* **What the task asks**:
Would you transcribe the listing that follows, character for character, and omit its images?

━━━━

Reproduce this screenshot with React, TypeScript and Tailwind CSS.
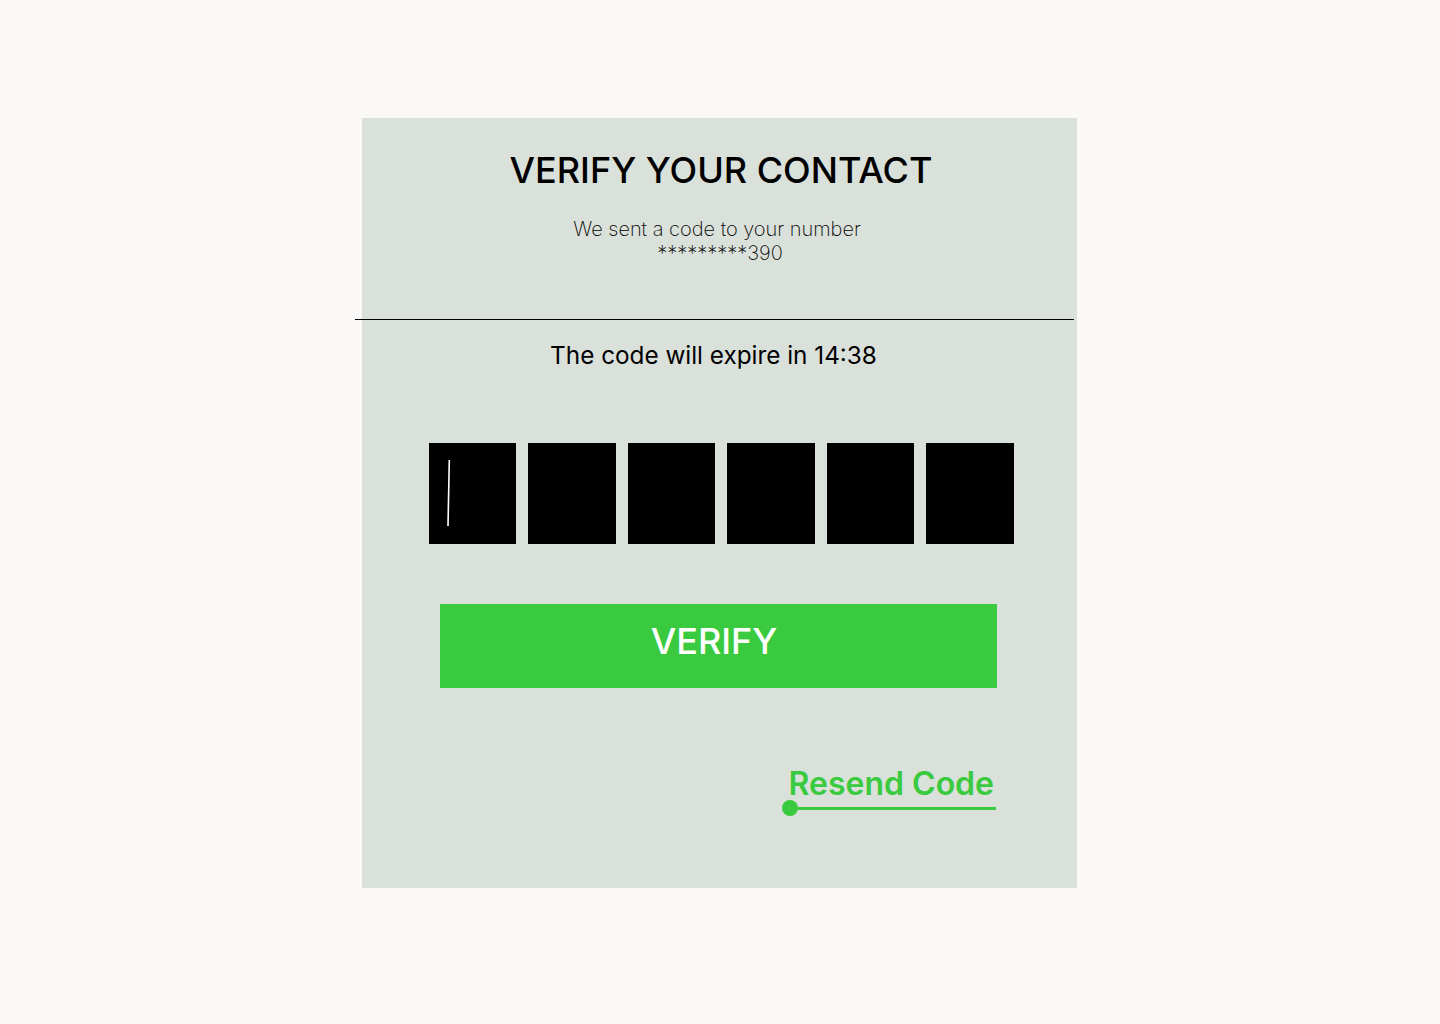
import React, { useState } from 'react';

const CODE_LENGTH = 6;

const CodeBox = ({ active }: { active: boolean }) => (
  <div className="relative w-[87.3px] h-[101px] bg-black shrink-0">
    {active && (
      <svg className="absolute left-0 top-0" width="87" height="101" viewBox="0 0 87 101">
        <line x1="20.3" y1="17" x2="19" y2="83" stroke="#ffffff" strokeWidth="1.6" />
      </svg>
    )}
  </div>
);

export default function App() {
  const [code] = useState<string[]>(Array(CODE_LENGTH).fill(''));

  return (
    <div
      className="min-h-[1024px] w-full bg-[#faf9f7] pt-[118px] pl-[362px]"
      style={{ fontFamily: 'Inter, "Noto Sans", sans-serif' }}
    >
      <div className="w-[715px] h-[770px] bg-[#dae0da] flex flex-col">
        <h1 className="mt-[34px] pl-[3px] text-center text-[36px] leading-[36px] font-medium text-black">
          VERIFY YOUR CONTACT
        </h1>
        <p className="mt-[29px] text-center text-[20px] leading-[24px] font-extralight text-black">
          <span className="block pr-[5px]">We sent a code to your number</span>
          <span className="block pl-[1px]">*********390</span>
        </p>

        <div className="mt-[54px] ml-[-7px] w-[719px] h-px bg-black" />

        <p className="mt-[19px] pr-[12px] text-center text-[24.3px] leading-[32px] font-normal text-black">
          The code will expire in 14:38
        </p>

        <div className="mt-[72px] ml-[67px] flex gap-[12.2px]">
          {code.map((_, i) => (
            <CodeBox key={i} active={i === 0} />
          ))}
        </div>

        <button className="mt-[60px] ml-[78px] w-[557px] h-[84px] bg-[#3aca40] flex items-center justify-center pr-[9px] pb-[10px] text-white text-[36px] leading-none font-medium">
          VERIFY
        </button>

        <div className="mt-[76px] ml-[420px] w-[214px] flex flex-col items-end">
          <span className="pr-[2px] text-[32px] leading-[40px] font-semibold text-[#3aca40]">
            Resend Code
          </span>
          <div className="relative mt-[-4px] w-full h-[16px] flex items-center">
            <div className="absolute left-0 top-0 w-[16px] h-[16px] rounded-full bg-[#3aca40]" />
            <div className="ml-[8px] flex-1 h-[3px] bg-[#3aca40]" />
          </div>
        </div>
      </div>
    </div>
  );
}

━━━━

* **Finished task**:
Reproduce this screenshot with React, TypeScript and Tailwind CSS.
import React, { useState } from 'react';

const CODE_LENGTH = 6;

const CodeBox = ({ active }: { active: boolean }) => (
  <div className="relative w-[87.3px] h-[101px] bg-black shrink-0">
    {active && (
      <svg className="absolute left-0 top-0" width="87" height="101" viewBox="0 0 87 101">
        <line x1="20.3" y1="17" x2="19" y2="83" stroke="#ffffff" strokeWidth="1.6" />
      </svg>
    )}
  </div>
);

export default function App() {
  const [code] = useState<string[]>(Array(CODE_LENGTH).fill(''));

  return (
    <div
      className="min-h-[1024px] w-full bg-[#faf9f7] pt-[118px] pl-[362px]"
      style={{ fontFamily: 'Inter, "Noto Sans", sans-serif' }}
    >
      <div className="w-[715px] h-[770px] bg-[#dae0da] flex flex-col">
        <h1 className="mt-[34px] pl-[3px] text-center text-[36px] leading-[36px] font-medium text-black">
          VERIFY YOUR CONTACT
        </h1>
        <p className="mt-[29px] text-center text-[20px] leading-[24px] font-extralight text-black">
          <span className="block pr-[5px]">We sent a code to your number</span>
          <span className="block pl-[1px]">*********390</span>
        </p>

        <div className="mt-[54px] ml-[-7px] w-[719px] h-px bg-black" />

        <p className="mt-[19px] pr-[12px] text-center text-[24.3px] leading-[32px] font-normal text-black">
          The code will expire in 14:38
        </p>

        <div className="mt-[72px] ml-[67px] flex gap-[12.2px]">
          {code.map((_, i) => (
            <CodeBox key={i} active={i === 0} />
          ))}
        </div>

        <button className="mt-[60px] ml-[78px] w-[557px] h-[84px] bg-[#3aca40] flex items-center justify-center pr-[9px] pb-[10px] text-white text-[36px] leading-none font-medium">
          VERIFY
        </button>

        <div className="mt-[76px] ml-[420px] w-[214px] flex flex-col items-end">
          <span className="pr-[2px] text-[32px] leading-[40px] font-semibold text-[#3aca40]">
            Resend Code
          </span>
          <div className="relative mt-[-4px] w-full h-[16px] flex items-center">
            <div className="absolute left-0 top-0 w-[16px] h-[16px] rounded-full bg-[#3aca40]" />
            <div className="ml-[8px] flex-1 h-[3px] bg-[#3aca40]" />
          </div>
        </div>
      </div>
    </div>
  );
}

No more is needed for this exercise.